───── Dataset content ─────
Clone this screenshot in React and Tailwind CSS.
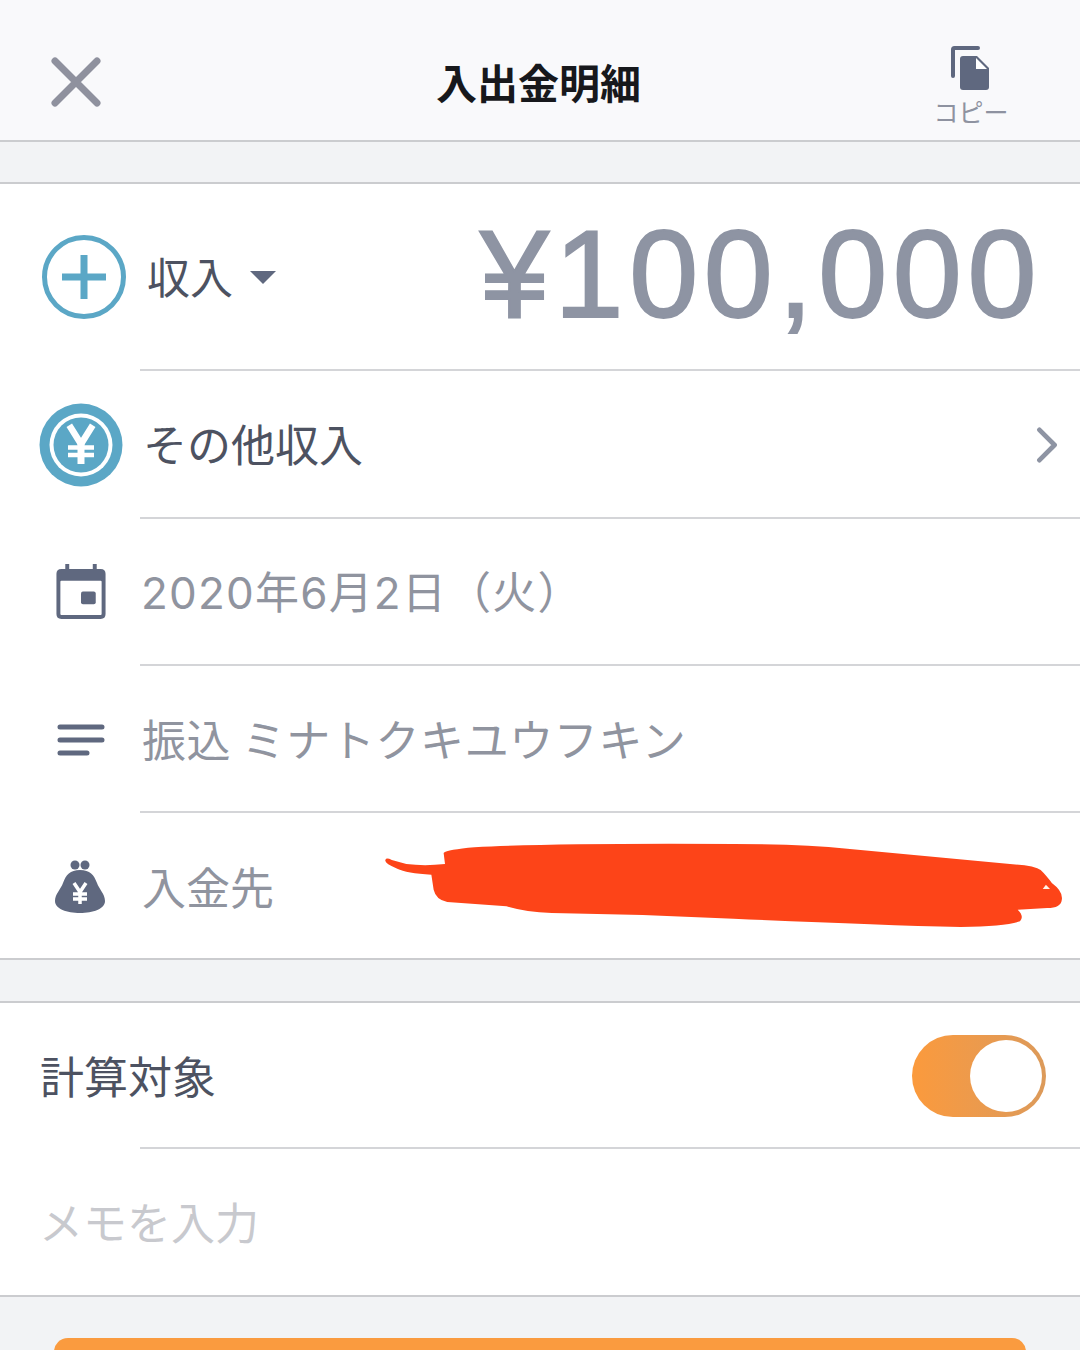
─────
───── Dataset content ─────
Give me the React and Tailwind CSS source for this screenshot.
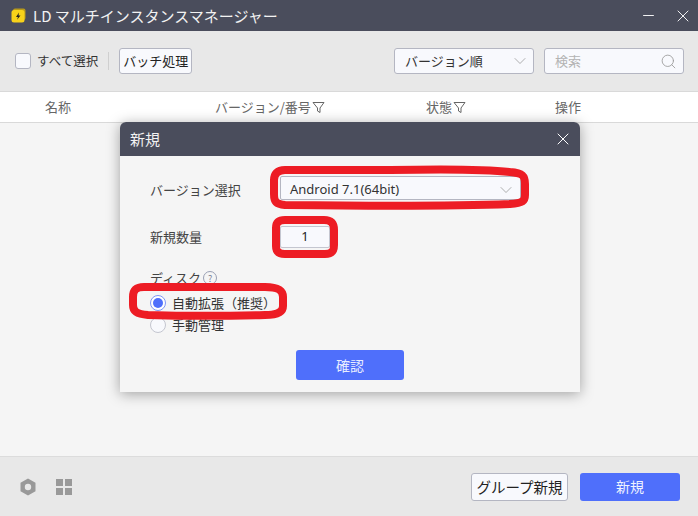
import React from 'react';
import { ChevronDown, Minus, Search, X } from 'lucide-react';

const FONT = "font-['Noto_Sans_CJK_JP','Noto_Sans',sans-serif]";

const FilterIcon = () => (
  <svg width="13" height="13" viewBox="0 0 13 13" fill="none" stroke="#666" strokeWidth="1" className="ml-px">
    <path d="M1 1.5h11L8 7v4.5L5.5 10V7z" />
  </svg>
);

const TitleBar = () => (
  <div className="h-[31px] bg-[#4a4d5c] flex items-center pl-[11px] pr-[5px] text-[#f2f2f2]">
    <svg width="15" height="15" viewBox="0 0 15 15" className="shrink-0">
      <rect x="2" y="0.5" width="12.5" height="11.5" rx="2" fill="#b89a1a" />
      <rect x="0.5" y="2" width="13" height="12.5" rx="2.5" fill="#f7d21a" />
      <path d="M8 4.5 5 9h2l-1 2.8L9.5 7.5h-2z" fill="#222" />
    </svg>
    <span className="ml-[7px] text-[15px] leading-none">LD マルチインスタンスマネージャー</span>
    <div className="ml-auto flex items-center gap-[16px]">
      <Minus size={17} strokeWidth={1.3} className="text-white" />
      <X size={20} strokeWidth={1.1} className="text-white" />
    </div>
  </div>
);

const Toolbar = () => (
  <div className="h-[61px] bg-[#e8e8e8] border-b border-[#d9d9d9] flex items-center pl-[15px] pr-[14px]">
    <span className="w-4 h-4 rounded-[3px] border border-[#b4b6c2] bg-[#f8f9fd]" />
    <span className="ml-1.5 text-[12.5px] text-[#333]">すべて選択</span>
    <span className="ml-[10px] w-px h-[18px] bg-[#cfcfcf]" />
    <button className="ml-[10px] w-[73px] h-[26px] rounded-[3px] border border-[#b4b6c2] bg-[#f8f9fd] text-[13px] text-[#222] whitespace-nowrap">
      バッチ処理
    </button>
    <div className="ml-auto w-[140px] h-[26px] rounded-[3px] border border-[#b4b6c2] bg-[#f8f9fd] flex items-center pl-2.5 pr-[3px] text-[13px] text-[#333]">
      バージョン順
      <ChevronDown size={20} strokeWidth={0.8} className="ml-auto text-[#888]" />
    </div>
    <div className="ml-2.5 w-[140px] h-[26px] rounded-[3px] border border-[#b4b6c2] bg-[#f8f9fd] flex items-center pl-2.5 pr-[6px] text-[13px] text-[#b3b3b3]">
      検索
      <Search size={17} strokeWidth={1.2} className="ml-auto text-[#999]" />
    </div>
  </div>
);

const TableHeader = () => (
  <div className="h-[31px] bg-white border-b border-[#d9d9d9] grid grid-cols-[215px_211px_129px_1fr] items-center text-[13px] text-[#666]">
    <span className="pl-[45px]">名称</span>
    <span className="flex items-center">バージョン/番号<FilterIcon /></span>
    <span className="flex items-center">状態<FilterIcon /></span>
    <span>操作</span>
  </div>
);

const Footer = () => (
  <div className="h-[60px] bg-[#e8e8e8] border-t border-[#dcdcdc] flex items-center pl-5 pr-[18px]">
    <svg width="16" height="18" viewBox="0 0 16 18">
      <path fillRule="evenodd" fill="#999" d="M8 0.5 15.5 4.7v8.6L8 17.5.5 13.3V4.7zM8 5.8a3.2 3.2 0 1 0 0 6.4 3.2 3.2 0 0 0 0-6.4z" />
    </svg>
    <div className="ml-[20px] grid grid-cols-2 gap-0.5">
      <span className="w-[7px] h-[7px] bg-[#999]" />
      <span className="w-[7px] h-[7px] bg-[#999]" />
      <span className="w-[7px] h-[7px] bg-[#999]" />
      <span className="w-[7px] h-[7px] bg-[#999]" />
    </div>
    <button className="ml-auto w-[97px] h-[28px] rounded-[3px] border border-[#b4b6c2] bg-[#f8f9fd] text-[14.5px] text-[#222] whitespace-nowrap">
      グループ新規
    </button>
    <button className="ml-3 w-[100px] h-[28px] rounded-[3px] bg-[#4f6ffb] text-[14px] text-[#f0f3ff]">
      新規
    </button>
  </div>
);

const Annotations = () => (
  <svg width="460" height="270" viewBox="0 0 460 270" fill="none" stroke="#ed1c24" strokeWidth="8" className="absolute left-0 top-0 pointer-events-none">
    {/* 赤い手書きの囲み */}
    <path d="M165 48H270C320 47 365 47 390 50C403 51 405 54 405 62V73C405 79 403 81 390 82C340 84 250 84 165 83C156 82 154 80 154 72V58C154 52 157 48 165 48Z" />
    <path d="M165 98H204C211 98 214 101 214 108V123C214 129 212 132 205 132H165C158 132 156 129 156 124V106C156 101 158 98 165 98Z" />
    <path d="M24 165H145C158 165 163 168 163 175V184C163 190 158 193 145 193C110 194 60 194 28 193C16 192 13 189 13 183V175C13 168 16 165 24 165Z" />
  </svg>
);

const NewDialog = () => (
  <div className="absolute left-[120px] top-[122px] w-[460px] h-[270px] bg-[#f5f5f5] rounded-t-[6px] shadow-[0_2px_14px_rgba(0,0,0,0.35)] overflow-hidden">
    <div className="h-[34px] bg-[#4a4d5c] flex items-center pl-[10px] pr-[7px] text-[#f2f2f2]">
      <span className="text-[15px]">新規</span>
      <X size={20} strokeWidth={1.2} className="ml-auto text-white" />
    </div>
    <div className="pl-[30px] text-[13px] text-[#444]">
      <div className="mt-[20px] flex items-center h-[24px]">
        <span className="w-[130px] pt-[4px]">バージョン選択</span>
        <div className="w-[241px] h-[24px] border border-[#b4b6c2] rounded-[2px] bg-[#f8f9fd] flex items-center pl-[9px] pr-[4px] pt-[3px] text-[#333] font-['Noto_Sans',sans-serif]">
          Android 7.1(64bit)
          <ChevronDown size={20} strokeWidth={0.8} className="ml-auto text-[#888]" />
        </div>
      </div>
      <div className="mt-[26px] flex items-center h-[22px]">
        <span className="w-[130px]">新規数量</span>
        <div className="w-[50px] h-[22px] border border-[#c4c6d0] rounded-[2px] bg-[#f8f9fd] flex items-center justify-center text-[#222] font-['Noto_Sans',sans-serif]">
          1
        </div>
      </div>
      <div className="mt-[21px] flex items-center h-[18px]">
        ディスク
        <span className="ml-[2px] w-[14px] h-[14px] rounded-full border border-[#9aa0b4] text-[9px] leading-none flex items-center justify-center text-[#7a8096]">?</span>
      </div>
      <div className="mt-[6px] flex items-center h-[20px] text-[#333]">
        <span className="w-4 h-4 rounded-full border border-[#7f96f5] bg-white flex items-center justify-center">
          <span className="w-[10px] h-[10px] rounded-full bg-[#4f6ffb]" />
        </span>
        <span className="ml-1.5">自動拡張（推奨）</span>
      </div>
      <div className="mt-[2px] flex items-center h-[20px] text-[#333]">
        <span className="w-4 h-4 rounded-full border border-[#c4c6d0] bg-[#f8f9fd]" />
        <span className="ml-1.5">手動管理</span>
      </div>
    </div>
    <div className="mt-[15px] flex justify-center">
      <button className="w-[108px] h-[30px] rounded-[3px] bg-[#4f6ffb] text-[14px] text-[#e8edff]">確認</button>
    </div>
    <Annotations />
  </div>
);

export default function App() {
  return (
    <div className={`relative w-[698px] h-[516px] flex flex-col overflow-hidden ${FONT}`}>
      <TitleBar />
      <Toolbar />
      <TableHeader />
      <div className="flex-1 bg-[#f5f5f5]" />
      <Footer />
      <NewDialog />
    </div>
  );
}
─────
Required task >> Within the listing above, copy each line that has the string "Tailwind".

Answer to this problem >>
Clone this screenshot in React and Tailwind CSS.
Give me the React and Tailwind CSS source for this screenshot.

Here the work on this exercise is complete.